Terrestrial Globe
Doppelmayr, Johann Gabriel
Nuremberg, 1736
Wood, papier-mâché, brass
Height: 18.5 cm (7.3 inch)
Diameter: 10 cm (4 inch) Ref No: 1964
The globe made up of twelve hand coloured engraved gores with cartouche inscribed: “GLOBUS TERRESTRIS NOVUS operâ IOH. GAB. DOPPELMAIRI M.P.P. exhibitus â Ioh. Georg Puschnero Chalcogr. Norib. A. 1736.” Held in an engraved and calbrated brass meridian circle, on Dutch style stand with hand coloured engraved horizon ring.

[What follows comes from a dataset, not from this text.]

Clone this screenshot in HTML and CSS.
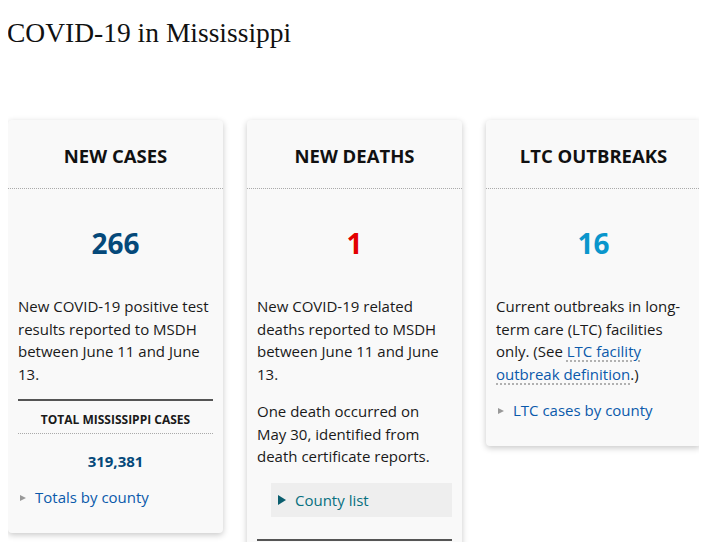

Johann Gabriel Doppelmayr (1671-1750) was one of the most prolific of the globe-makers of early 18th-Century Nuremberg, as well as being a distinguished mathematician, translator, writer, editor and teacher. He studied in Altdorf and Halle, and travelled for some time in Germany, England and the Netherlands. Professor of Mathematics at the Aegidien Gymnasium in Nuremberg from 1704, globe-making was only a small part of his general efforts to encourage interest in science, in particular the progressive work of the likes of Newton, Huygens and Descartes, and transmission of this knowledge throughout Europe. He was the translator of several works on astronomy and cartography from French and German, such as Nicolas Bion’s L’usage des globes cilestes et terrestres, et des spheres and Astronomy by Thomas Street, as well as producing works of his own, including the Atlas novus coelestia of 1742.